Written exercise:
Reproduce each line from the first in the data through the line that contains "import React from" exactly; give nothing else.

Collected material:
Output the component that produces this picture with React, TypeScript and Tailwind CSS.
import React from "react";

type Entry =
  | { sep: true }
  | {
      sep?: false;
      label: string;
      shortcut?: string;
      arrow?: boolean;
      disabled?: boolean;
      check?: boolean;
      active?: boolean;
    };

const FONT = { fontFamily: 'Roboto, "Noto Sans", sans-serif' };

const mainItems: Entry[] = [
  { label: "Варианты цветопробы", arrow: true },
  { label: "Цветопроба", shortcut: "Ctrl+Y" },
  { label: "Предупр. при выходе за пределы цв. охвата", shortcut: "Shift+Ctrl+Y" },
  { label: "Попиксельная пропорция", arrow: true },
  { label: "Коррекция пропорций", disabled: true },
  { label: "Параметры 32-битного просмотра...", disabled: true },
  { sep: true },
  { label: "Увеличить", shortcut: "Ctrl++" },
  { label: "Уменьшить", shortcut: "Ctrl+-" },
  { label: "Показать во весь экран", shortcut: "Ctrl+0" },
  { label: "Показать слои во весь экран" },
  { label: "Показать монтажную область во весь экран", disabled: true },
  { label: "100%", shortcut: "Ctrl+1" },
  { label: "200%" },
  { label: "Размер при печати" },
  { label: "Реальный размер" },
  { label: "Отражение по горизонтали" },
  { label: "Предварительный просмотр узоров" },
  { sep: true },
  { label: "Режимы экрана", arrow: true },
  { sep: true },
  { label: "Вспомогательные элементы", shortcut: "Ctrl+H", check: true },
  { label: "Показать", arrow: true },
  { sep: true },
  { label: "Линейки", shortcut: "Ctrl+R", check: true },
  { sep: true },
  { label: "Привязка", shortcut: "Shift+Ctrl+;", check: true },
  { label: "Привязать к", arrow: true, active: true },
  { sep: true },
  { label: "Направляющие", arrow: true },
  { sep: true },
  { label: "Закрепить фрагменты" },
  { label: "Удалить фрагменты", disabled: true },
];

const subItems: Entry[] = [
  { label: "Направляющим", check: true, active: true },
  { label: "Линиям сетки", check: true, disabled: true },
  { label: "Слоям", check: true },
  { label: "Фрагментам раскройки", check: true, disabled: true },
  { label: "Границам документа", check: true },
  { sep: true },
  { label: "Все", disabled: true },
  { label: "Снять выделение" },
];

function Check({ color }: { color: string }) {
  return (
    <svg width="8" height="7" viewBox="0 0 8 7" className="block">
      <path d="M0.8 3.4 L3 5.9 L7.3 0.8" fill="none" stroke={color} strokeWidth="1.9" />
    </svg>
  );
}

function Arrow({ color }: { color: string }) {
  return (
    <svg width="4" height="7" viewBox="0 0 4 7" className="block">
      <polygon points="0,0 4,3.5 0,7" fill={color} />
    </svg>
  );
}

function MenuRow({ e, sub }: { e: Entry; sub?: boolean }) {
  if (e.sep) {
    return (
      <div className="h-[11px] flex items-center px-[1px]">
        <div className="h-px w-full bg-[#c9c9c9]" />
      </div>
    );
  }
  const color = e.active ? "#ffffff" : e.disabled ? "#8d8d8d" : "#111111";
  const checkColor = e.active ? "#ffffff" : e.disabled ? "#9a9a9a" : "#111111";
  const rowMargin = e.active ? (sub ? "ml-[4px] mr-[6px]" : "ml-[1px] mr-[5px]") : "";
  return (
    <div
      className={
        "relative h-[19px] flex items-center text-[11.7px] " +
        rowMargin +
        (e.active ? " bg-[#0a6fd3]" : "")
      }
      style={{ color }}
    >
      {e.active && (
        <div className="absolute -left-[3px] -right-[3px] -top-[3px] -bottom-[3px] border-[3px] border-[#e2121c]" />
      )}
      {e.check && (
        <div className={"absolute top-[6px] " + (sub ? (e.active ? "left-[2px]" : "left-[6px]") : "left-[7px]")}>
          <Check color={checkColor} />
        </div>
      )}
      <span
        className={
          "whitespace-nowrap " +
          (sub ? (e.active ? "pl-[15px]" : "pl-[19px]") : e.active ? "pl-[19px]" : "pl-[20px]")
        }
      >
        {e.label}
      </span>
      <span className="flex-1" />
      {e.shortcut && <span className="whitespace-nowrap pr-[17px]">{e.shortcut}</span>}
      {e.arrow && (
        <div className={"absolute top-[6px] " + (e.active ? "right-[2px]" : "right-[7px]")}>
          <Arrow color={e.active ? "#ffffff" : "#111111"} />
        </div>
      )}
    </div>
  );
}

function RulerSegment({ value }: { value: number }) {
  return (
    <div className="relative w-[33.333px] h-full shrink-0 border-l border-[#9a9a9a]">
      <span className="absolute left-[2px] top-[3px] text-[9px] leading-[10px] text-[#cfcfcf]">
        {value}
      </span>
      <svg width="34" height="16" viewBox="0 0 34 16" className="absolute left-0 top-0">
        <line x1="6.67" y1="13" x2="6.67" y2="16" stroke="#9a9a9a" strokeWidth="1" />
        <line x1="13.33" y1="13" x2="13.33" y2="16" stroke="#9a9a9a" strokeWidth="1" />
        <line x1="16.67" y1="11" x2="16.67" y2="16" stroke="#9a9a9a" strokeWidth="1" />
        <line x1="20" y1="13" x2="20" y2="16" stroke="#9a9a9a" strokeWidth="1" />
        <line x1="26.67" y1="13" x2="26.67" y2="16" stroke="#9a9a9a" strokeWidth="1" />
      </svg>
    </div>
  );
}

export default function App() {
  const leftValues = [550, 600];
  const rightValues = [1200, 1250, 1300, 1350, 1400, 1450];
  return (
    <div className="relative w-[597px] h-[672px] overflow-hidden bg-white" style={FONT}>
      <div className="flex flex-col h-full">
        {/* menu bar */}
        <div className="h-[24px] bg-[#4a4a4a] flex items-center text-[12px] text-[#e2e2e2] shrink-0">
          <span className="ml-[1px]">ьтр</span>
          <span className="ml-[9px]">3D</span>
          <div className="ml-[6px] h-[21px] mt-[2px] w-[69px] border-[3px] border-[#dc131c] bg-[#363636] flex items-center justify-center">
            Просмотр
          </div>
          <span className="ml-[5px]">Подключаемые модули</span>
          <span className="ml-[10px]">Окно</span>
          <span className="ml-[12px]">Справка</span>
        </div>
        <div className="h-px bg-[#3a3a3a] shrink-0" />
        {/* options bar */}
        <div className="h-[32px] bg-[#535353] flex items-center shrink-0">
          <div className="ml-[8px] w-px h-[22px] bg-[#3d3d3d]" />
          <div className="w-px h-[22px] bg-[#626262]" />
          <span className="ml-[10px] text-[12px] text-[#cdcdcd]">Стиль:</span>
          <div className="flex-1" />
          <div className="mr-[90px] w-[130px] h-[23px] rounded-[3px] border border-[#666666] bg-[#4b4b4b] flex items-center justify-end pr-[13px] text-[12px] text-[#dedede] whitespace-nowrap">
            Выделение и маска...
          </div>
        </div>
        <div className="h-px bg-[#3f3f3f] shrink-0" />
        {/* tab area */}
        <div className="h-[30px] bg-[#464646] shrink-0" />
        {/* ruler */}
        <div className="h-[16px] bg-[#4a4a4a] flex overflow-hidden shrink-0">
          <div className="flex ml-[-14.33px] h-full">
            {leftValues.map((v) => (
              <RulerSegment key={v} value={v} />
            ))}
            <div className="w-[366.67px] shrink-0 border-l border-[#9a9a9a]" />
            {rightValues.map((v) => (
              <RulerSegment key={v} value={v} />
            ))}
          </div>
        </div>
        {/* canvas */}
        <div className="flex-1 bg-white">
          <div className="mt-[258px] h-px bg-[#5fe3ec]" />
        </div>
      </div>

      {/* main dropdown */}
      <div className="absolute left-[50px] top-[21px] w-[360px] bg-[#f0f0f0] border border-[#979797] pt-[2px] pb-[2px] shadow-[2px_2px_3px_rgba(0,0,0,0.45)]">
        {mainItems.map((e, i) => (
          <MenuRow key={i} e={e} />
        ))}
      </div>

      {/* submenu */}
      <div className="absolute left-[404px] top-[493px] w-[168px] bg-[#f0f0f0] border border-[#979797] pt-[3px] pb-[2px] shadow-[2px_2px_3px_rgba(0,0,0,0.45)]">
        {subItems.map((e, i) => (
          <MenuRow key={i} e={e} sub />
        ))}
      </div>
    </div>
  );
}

Answer to the exercise:
Output the component that produces this picture with React, TypeScript and Tailwind CSS.
import React from "react";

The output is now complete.